Namun, proses belajar mengajar tidak selalu berjalan mulus. Sebab, terdapat pula berbagai tantangan, seperti komitmen dalam latihan, kekurangan peralatan, dan kesamaan rasa dalam bermusik. Hal itu membuat kesulitan dalam belajar dan menerima materi.
Apalagi upaya dalam melestarikan musik tradisional yang memiliki kesulitan jauh lebih besar. Di antaranya banyak warga yang tidak tahu notasi balok atau angka, tidak lancar dalam praktek, dan melantunkan dalam teknik vokal. Hal itu yang membuat anak didiknya kerap jenuh hingga putus asa.
“Tapi, kalau anak-anak yang memang menyukai musik daerah biasanya akan lancar,” kata dia.
SATU Indonesia Awards Penyulut Perjuangan
Jalan panjang itu ternyata mengantarkannya untuk berpartisipasi dalam Semangat Astra Terpadu Untuk (SATU) Indonesia Awards (SIA) 2022.
Keikutsertaannya itu berawal saat sepupu dari Barnawi memberikan info penghargaan tahunan dari Astra tersebut. Saudaranya itu meyakini pria 34 tahun tersebut sebagai generasi muda yang berkarya dan secara berkelanjutan berkontribusi membangun masa depan bangsa yang lebih baik.
Dia awalnya tidak memiliki ekspektasi untuk bisa mendapatkan penghargaan tersebut. Namun, dia ternyata menjadi salah satu dari 60 peraih SIA 2022 tingkat provinsi bidang pendidikan.
Apresiasi tersebut menjadi penyulut semangatnya untuk memperjuangkan kesenian tradisional tetap lestari secara berkelanjutan meski dirinya tidak bisa lagi mengajar ke depannya.
Upaya itu dilakukannya dengan menerbitkan buku dan jurnal. Total terdapat delapan karya tulis yang dihasilkannya terkait musik perunggu, orkes gambus Lampung, dan gitar klasik Lampung.
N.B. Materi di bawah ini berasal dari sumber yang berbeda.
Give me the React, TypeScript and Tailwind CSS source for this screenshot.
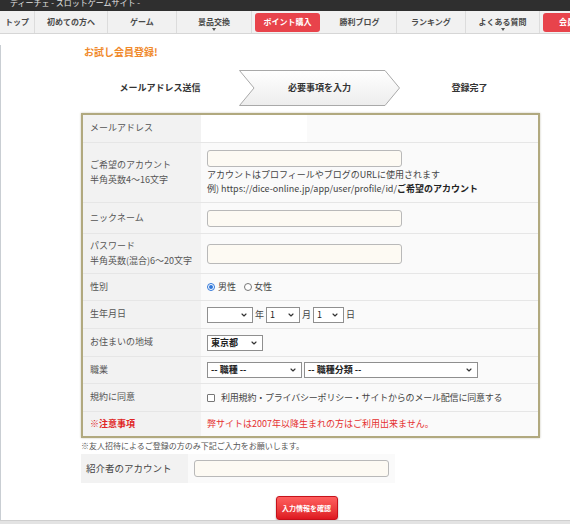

Lalu menciptakan belasan karya musik berupa lagu, aransemen, komposisi.
Selanjutnya, dia tengah berusaha membuat pola pembelajaran yang nyaman bagi masyarakat sehingga menjadi pijakan untuk mengembangkannya secara turun-temurun.
Kemudian memiliki semua alat musik Lampung yang diletakkan pada satu tempat khusus sehingga bisa dipakai masyarakat, baik lokal maupun luar Lampung untuk belajar.
Sebab, Barnawi ingin generasi muda lebih terbuka untuk mendalami musik tradisional, meski di tengah gempuran musik modern dan perkembangan teknologi. Sebab, warisan budaya yang kaya dan beragam akan berperan penting dalam kehidupan masyarakat Indonesia ke depannya.
“Generasi muda harus banyak membuat forum ilmiah, perkumpulan, atau komunitas untuk menghasilkan karya di bidang ini sehingga lebih sering digelar event musik tradisional,” kata dia.